3.5 weeks ago my one true love bought me an Orchid for my birthday and to be honest, as if I lie the rest of the time, it is beyond awesome. It vapes like a dripper but with a tank, so to quote some or other fast food company "I'm love'n it".
I currently use an IPV2 and a K101, but plan to procure another mech and mod in the near future, as far as RBA's are concerned I have the Orchid, a SMOK RSST genesis clone and two trident drippers (v1 and v2 clones).

After the long introduction here is the question:
What would you recommend as a rebuild-able tank atomizer, something that is as good as the orchid or perhaps better.

Many would say "get another Orchid" but I'm kinda funny that way, I like variety.

Thanks in advance for the suggestions and advice.
Regards
@ESH


----------



## rogue zombie (24/11/14)

I haven't tried the Orc, or what I would recommend, I'm going purely on rep, but I would say LEMO (normal or Drop).

They seem to be the business!

Reactions: Like 1 | Agree 1


----------



## VandaL (24/11/14)

ESH said:


> Hi all.
> 3.5 weeks ago my one true love bought me an Orchid for my birthday and to be honest, as if I lie the rest of the time I lie, it is beyond awesome. It vapes like a dripper but with a tank, so to quote some or other fast food company "I'm love'n it".
> I currently use an IPV2 and a K101, but plan to procure another mech and mod in the near future, as far as RBA's are concerned I have the Orchid, a SMOK RSST genesis clone and two trident drippers (v1 and v2 clones).
> 
> ...


Fogger V5, The Cloud RDTA, Ehpro Revel RDTA all top notch. All cheap affordable tank systems that vape GREAT. Fogger is around $28, Cloud is around $40 , Revel around $45


----------



## free3dom (24/11/14)

I'll also recommend the Lemo. It's easy to rebuild, does not leak, and chucks vapor (almost) like an RDA, glass tank (no worries about cracking), and best of all it's really cheap (for an Authenic device).

I really am starting to sound like a broken record - I keep saying this over and over...Eleaf should be paying me $$$ 
It's really just that good (at least in my opinion).

If you are looking for a second opinion (I won't take it personally), here's Rip's:

Reactions: Winner 1


----------



## ESH (24/11/14)

@free3dom thank you for your response, I'm sold.
Any idea as to where I could get hold of a Lemo?
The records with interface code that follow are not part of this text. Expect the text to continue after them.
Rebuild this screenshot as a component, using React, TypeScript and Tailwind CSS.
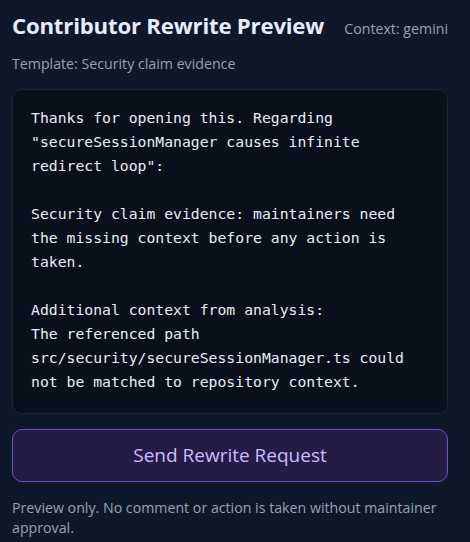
import React from 'react';

const lines = [
  'Thanks for opening this. Regarding',
  '"secureSessionManager causes infinite',
  'redirect loop":',
  '',
  'Security claim evidence: maintainers need',
  'the missing context before any action is',
  'taken.',
  '',
  'Additional context from analysis:',
  'The referenced path',
  'src/security/secureSessionManager.ts could',
  'not be matched to repository context.',
];

const App: React.FC = () => {
  return (
    <div
      className="min-h-[542px] w-full bg-[#0f172a] pl-3 pr-[22px] pt-[12px] pb-3"
      style={{ fontFamily: '"Open Sans", "Noto Sans", sans-serif' }}
    >
      <div className="flex items-baseline justify-between">
        <h1 className="text-[22.2px] font-bold leading-[28px] text-[#e6ecf8] tracking-[-0.2px]">
          Contributor Rewrite Preview
        </h1>
        <span className="text-[14.2px] text-[#94a3b8]">Context: gemini</span>
      </div>
      <p className="mt-[14px] text-[14.2px] leading-[20px] text-[#94a3b8]">
        Template: Security claim evidence
      </p>

      <div className="mt-[15px] rounded-[10px] border border-[#1c2536] bg-[#0a0f1c] px-[18px] pt-[16px] pb-[19px]">
        <pre
          className="whitespace-pre text-[14.75px] leading-[24px] text-[#e8edf5]"
          style={{ fontFamily: '"DejaVu Sans Mono", "Liberation Mono", monospace' }}
        >
          {lines.join('\n')}
        </pre>
      </div>

      <button className="mt-[15px] flex h-[53px] w-full items-center justify-center rounded-[10px] border border-[#6e51c4] bg-[#241b47] text-[19px] text-[#cbbdfd]">
        Send Rewrite Request
      </button>

      <p className="mt-[16px] text-[14.2px] leading-[20px] text-[#94a3b8]">
        Preview only. No comment or action is taken without maintainer approval.
      </p>
    </div>
  );
};

export default App;
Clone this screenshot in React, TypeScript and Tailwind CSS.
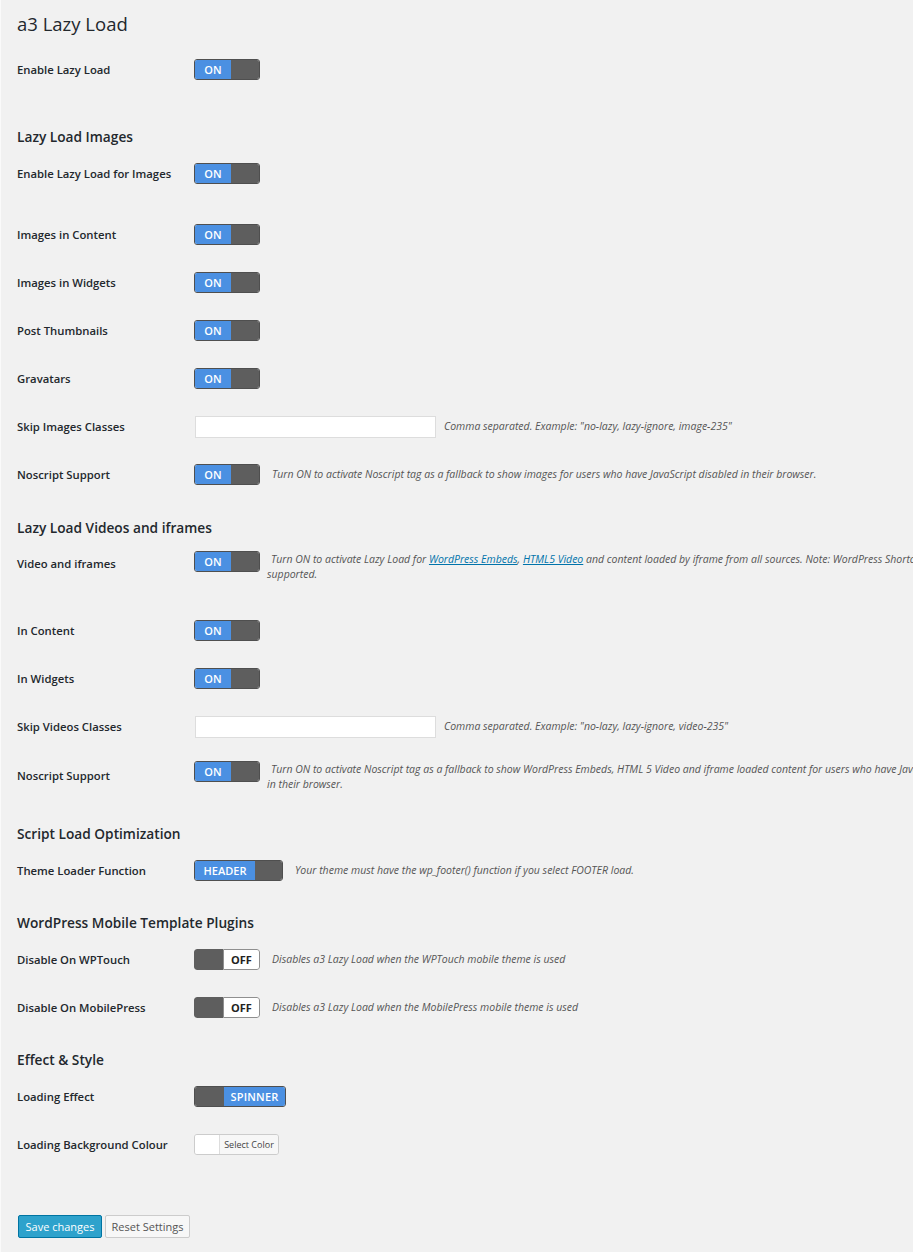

Cause I wants one real BAD. 

* Update:*
I have found it at eciggies.co.za and have ordered one

Once again thanks for the recommendation you are a star

Reactions: Winner 2


----------



## free3dom (25/11/14)

ESH said:


> @free3dom thank you for your response, I'm sold.
> Any idea as to where I could get hold of a Lemo? Cause I wants one real BAD.
> 
> * Update:*
> ...



You are very welcome! Sorry for the late response, but glad you got sorted - you will not be disappointed 

I'd been craving one for about a month before our excellent local shops brought them in so I can relate to your NEED

Reactions: Funny 1


----------